I happen to love mint juleps, but that afternoon a question arose in the Round Robin Bar, amid the billiard-table-green walls, dark wood and portraits of Buffalo Bill Cody, Eleanor Roosevelt and Walt Whitman. That question: Can the mint julep be saved from the Kentucky Derby?
If those are fightin' words, then fine. That's the thing about the mint julep. The drink, so seemingly straightforward, just causes arguments. I know right now, for instance, that I will get several dozen e-mails this week, politely (or maybe not so politely) correcting the mint julep recipe published here.
"It is a controversial drink, each maker insisting on a particular method with seldom any agreement," writes Collette Richardson in her 1973 House & Garden's Drink Guide.
"In the dark backward of time," writes cocktail historian Dave Wondrich, "the Proper Construction of the Julep, like the Beauty of My State's Women, and the Timing of Pickett's Charge, was one of those topics that an American male with social aspirations was expected to regard as a matter of honor."
Even Clay, the Great Compromiser, couldn't bear it when he arrived in the nation's capital and found juleps were being made with applejack and rum, not his native Kentucky bourbon. And so he demonstrated the proper way at the Willard Hotel.

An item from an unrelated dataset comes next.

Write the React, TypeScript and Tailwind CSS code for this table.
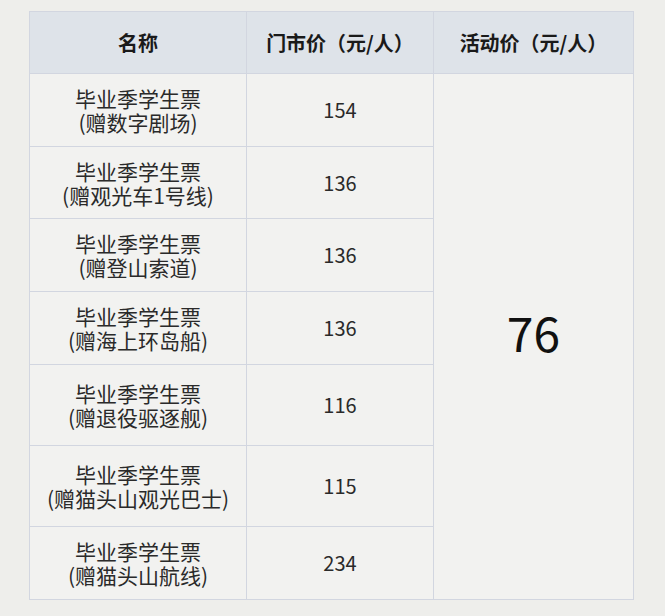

What I like best about the mint julep is its simplicity: mint, sugar, bourbon, ice. Yet as with the martini and the Manhattan, there are hundreds of competing variations, and most of them boil down to esoteric matters of procedure. Do you add the ice before the bourbon, or the bourbon before the ice? What sort of mint do you use? Do you use branch water directly from the stream the bourbon distillery is built upon, or will a squirt of soda water from a gun work just fine?
Do you muddle the mint with refined sugar, simple syrup, perhaps peach syrup? Do you sprinkle confectioners' sugar on top, or add a little splash of rum? Do you use those precious silver beakers, or just a regular old Collins glass? Those issues can be debated until the end of time.
For me, the most important aspect of the mint julep is that it must be cold.
A mint julep should be so cold that the glass frosts. Don't even touch the glass with those warm, grubby hands of yours; use a napkin or a towel.